Die Ermittlungsverfahren betreffen einige der engsten Vertrauten von Temer
wie seinen Kabinettschef Eliseu Padilha und den Vorsitzenden seiner
Regierungspartei PMDB, Senator Romero Jucá. Neben den Präsidenten von Senat
und Parlament, Außenminister Aloysio Nunes Ferreira und dem im jüngsten
Gammelfleischskandal oft zitierten Agrarminister Blairo Maggi steht auch
der frühere Bürgermeister der Olympiastadt Rio de Janeiro, Eduardo Paes,
auf der Liste. Aécio Neves, ehemaliger Präsidentschaftskandidat und
Vorsitzender der wichtigsten Koalitionspartei PSDB, steht ebenfalls unter
Verdacht.
## Bestechung für überteuerte staatliche Aufträge
Grundlage der Ermittlungen sind Kronzeugenaussagen von ehemaligen Managern
des Bauunternehmens Odebrecht.
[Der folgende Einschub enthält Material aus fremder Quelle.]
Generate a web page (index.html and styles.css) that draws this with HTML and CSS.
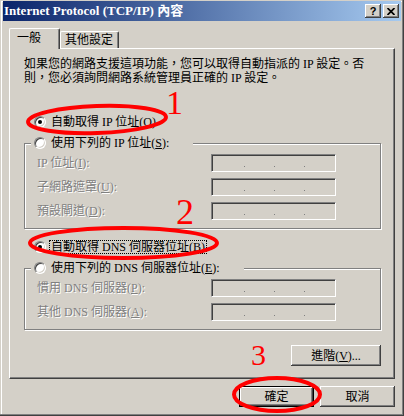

Gemeinsam mit anderen Firmen soll Odebrecht
jahrelang Politiker aller Couleur bestochen haben, um lukrative und
überteuerte staatliche Aufträge zu ergattern, unter anderem vom
halbstaatlichen Ölkonzern Petrobras. Auch Temer selbst soll in zwei Fällen
an Straftaten beteiligt gewesen sein. Ermittelt wird gegen ihn jedoch
nicht, da das Staatsoberhaupt Immunität für Taten vor seinem Amtsantritt
besitzt.
Neben den Ermittlungen gegen insgesamt 97 Politiker und einen Richter des
Rechnungshofs, gegen die aufgrund ihres Ämter nur vor dem Obersten Gericht
prozessiert werden darf, gibt es 200 weitere Fälle, die Fachin an
untergeordnete Instanzen verwies. Auf dieser Liste finden sich die Namen
von immerhin vier Expräsidenten, darunter Dilma Rousseff, Luis Inácio Lula
da Silva und deren Vorgänger Fernando Henrique Cardoso.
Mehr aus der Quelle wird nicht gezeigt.